◆ **Description of the task**:
Write out every line of the material as it stands, apart from the pictures.

◆ **Data segment**:
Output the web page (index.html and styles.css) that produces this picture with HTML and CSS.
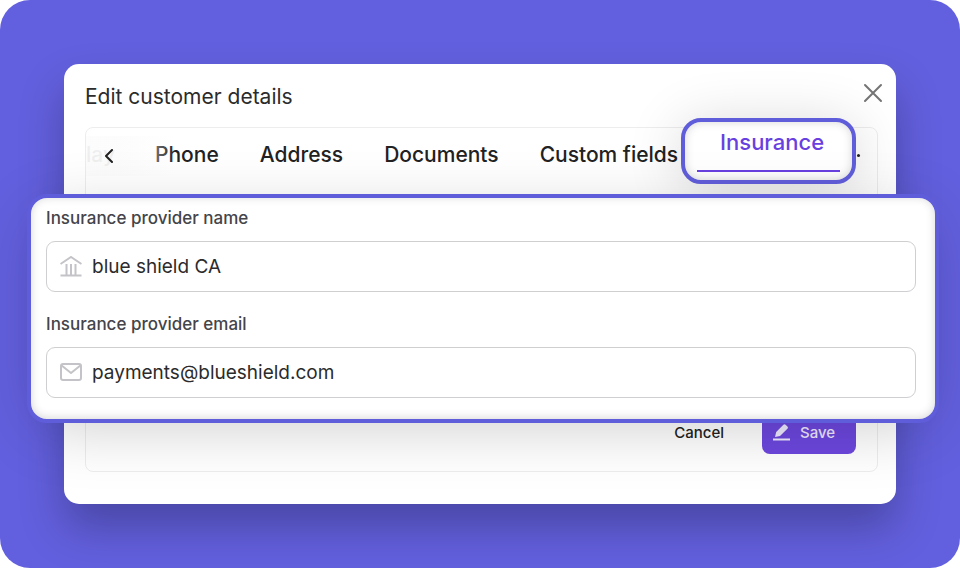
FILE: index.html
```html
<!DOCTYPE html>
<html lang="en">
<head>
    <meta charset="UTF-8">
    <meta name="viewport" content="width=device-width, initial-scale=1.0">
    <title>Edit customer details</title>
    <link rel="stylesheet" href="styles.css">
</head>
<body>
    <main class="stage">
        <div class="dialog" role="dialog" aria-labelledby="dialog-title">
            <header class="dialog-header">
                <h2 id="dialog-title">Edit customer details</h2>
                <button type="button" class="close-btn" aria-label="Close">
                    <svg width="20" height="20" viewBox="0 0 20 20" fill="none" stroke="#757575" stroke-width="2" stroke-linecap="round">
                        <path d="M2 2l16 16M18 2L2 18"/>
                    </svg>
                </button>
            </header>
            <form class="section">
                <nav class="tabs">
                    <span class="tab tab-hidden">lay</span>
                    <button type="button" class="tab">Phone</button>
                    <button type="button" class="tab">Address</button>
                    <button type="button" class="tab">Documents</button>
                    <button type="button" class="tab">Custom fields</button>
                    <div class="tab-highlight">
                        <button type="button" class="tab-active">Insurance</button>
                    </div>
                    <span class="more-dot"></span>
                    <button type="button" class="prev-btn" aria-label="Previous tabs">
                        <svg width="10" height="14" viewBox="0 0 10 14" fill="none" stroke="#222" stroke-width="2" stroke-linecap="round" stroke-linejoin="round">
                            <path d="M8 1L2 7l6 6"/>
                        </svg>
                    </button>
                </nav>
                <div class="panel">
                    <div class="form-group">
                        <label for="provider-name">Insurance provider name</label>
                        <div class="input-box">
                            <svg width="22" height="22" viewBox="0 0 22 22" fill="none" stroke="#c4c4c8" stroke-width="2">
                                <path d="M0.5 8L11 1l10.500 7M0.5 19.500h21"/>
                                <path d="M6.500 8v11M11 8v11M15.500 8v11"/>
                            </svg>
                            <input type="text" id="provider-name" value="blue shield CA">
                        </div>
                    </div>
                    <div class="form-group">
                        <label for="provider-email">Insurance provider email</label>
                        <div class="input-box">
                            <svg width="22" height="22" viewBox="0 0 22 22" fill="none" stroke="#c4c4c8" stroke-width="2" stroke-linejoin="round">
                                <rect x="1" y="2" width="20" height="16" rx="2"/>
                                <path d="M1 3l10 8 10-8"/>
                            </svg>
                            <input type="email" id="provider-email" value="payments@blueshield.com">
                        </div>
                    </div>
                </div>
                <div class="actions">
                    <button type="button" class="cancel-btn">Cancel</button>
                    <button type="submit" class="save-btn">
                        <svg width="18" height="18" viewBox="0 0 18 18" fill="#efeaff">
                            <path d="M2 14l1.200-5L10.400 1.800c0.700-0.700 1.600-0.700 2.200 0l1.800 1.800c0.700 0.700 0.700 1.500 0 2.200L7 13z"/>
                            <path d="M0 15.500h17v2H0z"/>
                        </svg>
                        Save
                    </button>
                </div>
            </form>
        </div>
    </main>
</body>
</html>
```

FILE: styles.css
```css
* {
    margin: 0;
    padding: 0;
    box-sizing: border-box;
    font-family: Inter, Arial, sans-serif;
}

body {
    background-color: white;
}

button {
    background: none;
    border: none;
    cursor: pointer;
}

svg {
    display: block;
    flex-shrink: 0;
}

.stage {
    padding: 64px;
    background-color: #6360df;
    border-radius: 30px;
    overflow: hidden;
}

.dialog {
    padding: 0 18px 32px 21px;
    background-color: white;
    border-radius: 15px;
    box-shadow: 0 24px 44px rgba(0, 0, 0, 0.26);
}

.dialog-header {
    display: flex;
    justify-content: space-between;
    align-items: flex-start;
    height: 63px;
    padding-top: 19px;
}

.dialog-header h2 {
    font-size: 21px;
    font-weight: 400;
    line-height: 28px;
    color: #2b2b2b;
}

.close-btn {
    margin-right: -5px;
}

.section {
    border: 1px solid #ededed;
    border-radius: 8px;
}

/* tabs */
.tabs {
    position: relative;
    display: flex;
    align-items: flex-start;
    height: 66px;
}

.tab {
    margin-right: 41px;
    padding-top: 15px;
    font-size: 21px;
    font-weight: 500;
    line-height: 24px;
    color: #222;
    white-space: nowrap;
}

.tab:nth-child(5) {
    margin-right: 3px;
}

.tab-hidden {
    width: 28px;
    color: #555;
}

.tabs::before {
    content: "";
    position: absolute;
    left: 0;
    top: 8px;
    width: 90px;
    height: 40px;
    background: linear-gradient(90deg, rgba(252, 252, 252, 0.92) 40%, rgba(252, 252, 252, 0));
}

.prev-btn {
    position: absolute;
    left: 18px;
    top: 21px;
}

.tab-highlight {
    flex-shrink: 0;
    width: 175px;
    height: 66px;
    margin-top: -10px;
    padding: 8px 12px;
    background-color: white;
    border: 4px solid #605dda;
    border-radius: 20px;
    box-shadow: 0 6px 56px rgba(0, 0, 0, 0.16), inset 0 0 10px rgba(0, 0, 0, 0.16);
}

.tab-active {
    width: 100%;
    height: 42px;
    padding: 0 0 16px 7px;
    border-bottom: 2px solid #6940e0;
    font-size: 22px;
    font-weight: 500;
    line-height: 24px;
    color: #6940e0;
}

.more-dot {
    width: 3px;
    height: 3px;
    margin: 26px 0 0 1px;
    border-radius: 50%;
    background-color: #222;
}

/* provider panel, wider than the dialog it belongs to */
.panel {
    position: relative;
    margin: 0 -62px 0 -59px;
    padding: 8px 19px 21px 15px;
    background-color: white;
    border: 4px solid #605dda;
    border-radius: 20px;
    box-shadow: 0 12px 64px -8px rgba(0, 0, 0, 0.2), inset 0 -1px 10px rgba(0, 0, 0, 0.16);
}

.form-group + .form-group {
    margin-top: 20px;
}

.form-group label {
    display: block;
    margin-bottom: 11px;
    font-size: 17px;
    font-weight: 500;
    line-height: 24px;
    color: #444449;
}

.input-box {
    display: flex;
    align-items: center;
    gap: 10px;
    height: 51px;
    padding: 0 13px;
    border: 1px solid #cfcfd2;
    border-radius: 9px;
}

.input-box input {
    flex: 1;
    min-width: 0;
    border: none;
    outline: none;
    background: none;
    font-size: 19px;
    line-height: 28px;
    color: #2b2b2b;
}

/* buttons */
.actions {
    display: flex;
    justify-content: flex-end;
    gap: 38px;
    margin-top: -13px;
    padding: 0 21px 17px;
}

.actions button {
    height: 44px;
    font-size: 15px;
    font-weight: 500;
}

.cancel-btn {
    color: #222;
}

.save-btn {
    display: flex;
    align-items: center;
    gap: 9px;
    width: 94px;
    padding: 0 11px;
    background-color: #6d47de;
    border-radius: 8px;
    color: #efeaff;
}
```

◆ **Task solution**:
Output the web page (index.html and styles.css) that produces this picture with HTML and CSS.
FILE: index.html
```html
<!DOCTYPE html>
<html lang="en">
<head>
    <meta charset="UTF-8">
    <meta name="viewport" content="width=device-width, initial-scale=1.0">
    <title>Edit customer details</title>
    <link rel="stylesheet" href="styles.css">
</head>
<body>
    <main class="stage">
        <div class="dialog" role="dialog" aria-labelledby="dialog-title">
            <header class="dialog-header">
                <h2 id="dialog-title">Edit customer details</h2>
                <button type="button" class="close-btn" aria-label="Close">
                    <svg width="20" height="20" viewBox="0 0 20 20" fill="none" stroke="#757575" stroke-width="2" stroke-linecap="round">
                        <path d="M2 2l16 16M18 2L2 18"/>
                    </svg>
                </button>
            </header>
            <form class="section">
                <nav class="tabs">
                    <span class="tab tab-hidden">lay</span>
                    <button type="button" class="tab">Phone</button>
                    <button type="button" class="tab">Address</button>
                    <button type="button" class="tab">Documents</button>
                    <button type="button" class="tab">Custom fields</button>
                    <div class="tab-highlight">
                        <button type="button" class="tab-active">Insurance</button>
                    </div>
                    <span class="more-dot"></span>
                    <button type="button" class="prev-btn" aria-label="Previous tabs">
                        <svg width="10" height="14" viewBox="0 0 10 14" fill="none" stroke="#222" stroke-width="2" stroke-linecap="round" stroke-linejoin="round">
                            <path d="M8 1L2 7l6 6"/>
                        </svg>
                    </button>
                </nav>
                <div class="panel">
                    <div class="form-group">
                        <label for="provider-name">Insurance provider name</label>
                        <div class="input-box">
                            <svg width="22" height="22" viewBox="0 0 22 22" fill="none" stroke="#c4c4c8" stroke-width="2">
                                <path d="M0.5 8L11 1l10.500 7M0.5 19.500h21"/>
                                <path d="M6.500 8v11M11 8v11M15.500 8v11"/>
                            </svg>
                            <input type="text" id="provider-name" value="blue shield CA">
                        </div>
                    </div>
                    <div class="form-group">
                        <label for="provider-email">Insurance provider email</label>
                        <div class="input-box">
                            <svg width="22" height="22" viewBox="0 0 22 22" fill="none" stroke="#c4c4c8" stroke-width="2" stroke-linejoin="round">
                                <rect x="1" y="2" width="20" height="16" rx="2"/>
                                <path d="M1 3l10 8 10-8"/>
                            </svg>
                            <input type="email" id="provider-email" value="payments@blueshield.com">
                        </div>
                    </div>
                </div>
                <div class="actions">
                    <button type="button" class="cancel-btn">Cancel</button>
                    <button type="submit" class="save-btn">
                        <svg width="18" height="18" viewBox="0 0 18 18" fill="#efeaff">
                            <path d="M2 14l1.200-5L10.400 1.800c0.700-0.700 1.600-0.700 2.200 0l1.800 1.800c0.700 0.700 0.700 1.500 0 2.200L7 13z"/>
                            <path d="M0 15.500h17v2H0z"/>
                        </svg>
                        Save
                    </button>
                </div>
            </form>
        </div>
    </main>
</body>
</html>
```

FILE: styles.css
```css
* {
    margin: 0;
    padding: 0;
    box-sizing: border-box;
    font-family: Inter, Arial, sans-serif;
}

body {
    background-color: white;
}

button {
    background: none;
    border: none;
    cursor: pointer;
}

svg {
    display: block;
    flex-shrink: 0;
}

.stage {
    padding: 64px;
    background-color: #6360df;
    border-radius: 30px;
    overflow: hidden;
}

.dialog {
    padding: 0 18px 32px 21px;
    background-color: white;
    border-radius: 15px;
    box-shadow: 0 24px 44px rgba(0, 0, 0, 0.26);
}

.dialog-header {
    display: flex;
    justify-content: space-between;
    align-items: flex-start;
    height: 63px;
    padding-top: 19px;
}

.dialog-header h2 {
    font-size: 21px;
    font-weight: 400;
    line-height: 28px;
    color: #2b2b2b;
}

.close-btn {
    margin-right: -5px;
}

.section {
    border: 1px solid #ededed;
    border-radius: 8px;
}

/* tabs */
.tabs {
    position: relative;
    display: flex;
    align-items: flex-start;
    height: 66px;
}

.tab {
    margin-right: 41px;
    padding-top: 15px;
    font-size: 21px;
    font-weight: 500;
    line-height: 24px;
    color: #222;
    white-space: nowrap;
}

.tab:nth-child(5) {
    margin-right: 3px;
}

.tab-hidden {
    width: 28px;
    color: #555;
}

.tabs::before {
    content: "";
    position: absolute;
    left: 0;
    top: 8px;
    width: 90px;
    height: 40px;
    background: linear-gradient(90deg, rgba(252, 252, 252, 0.92) 40%, rgba(252, 252, 252, 0));
}

.prev-btn {
    position: absolute;
    left: 18px;
    top: 21px;
}

.tab-highlight {
    flex-shrink: 0;
    width: 175px;
    height: 66px;
    margin-top: -10px;
    padding: 8px 12px;
    background-color: white;
    border: 4px solid #605dda;
    border-radius: 20px;
    box-shadow: 0 6px 56px rgba(0, 0, 0, 0.16), inset 0 0 10px rgba(0, 0, 0, 0.16);
}

.tab-active {
    width: 100%;
    height: 42px;
    padding: 0 0 16px 7px;
    border-bottom: 2px solid #6940e0;
    font-size: 22px;
    font-weight: 500;
    line-height: 24px;
    color: #6940e0;
}

.more-dot {
    width: 3px;
    height: 3px;
    margin: 26px 0 0 1px;
    border-radius: 50%;
    background-color: #222;
}

/* provider panel, wider than the dialog it belongs to */
.panel {
    position: relative;
    margin: 0 -62px 0 -59px;
    padding: 8px 19px 21px 15px;
    background-color: white;
    border: 4px solid #605dda;
    border-radius: 20px;
    box-shadow: 0 12px 64px -8px rgba(0, 0, 0, 0.2), inset 0 -1px 10px rgba(0, 0, 0, 0.16);
}

.form-group + .form-group {
    margin-top: 20px;
}

.form-group label {
    display: block;
    margin-bottom: 11px;
    font-size: 17px;
    font-weight: 500;
    line-height: 24px;
    color: #444449;
}

.input-box {
    display: flex;
    align-items: center;
    gap: 10px;
    height: 51px;
    padding: 0 13px;
    border: 1px solid #cfcfd2;
    border-radius: 9px;
}

.input-box input {
    flex: 1;
    min-width: 0;
    border: none;
    outline: none;
    background: none;
    font-size: 19px;
    line-height: 28px;
    color: #2b2b2b;
}

/* buttons */
.actions {
    display: flex;
    justify-content: flex-end;
    gap: 38px;
    margin-top: -13px;
    padding: 0 21px 17px;
}

.actions button {
    height: 44px;
    font-size: 15px;
    font-weight: 500;
}

.cancel-btn {
    color: #222;
}

.save-btn {
    display: flex;
    align-items: center;
    gap: 9px;
    width: 94px;
    padding: 0 11px;
    background-color: #6d47de;
    border-radius: 8px;
    color: #efeaff;
}
```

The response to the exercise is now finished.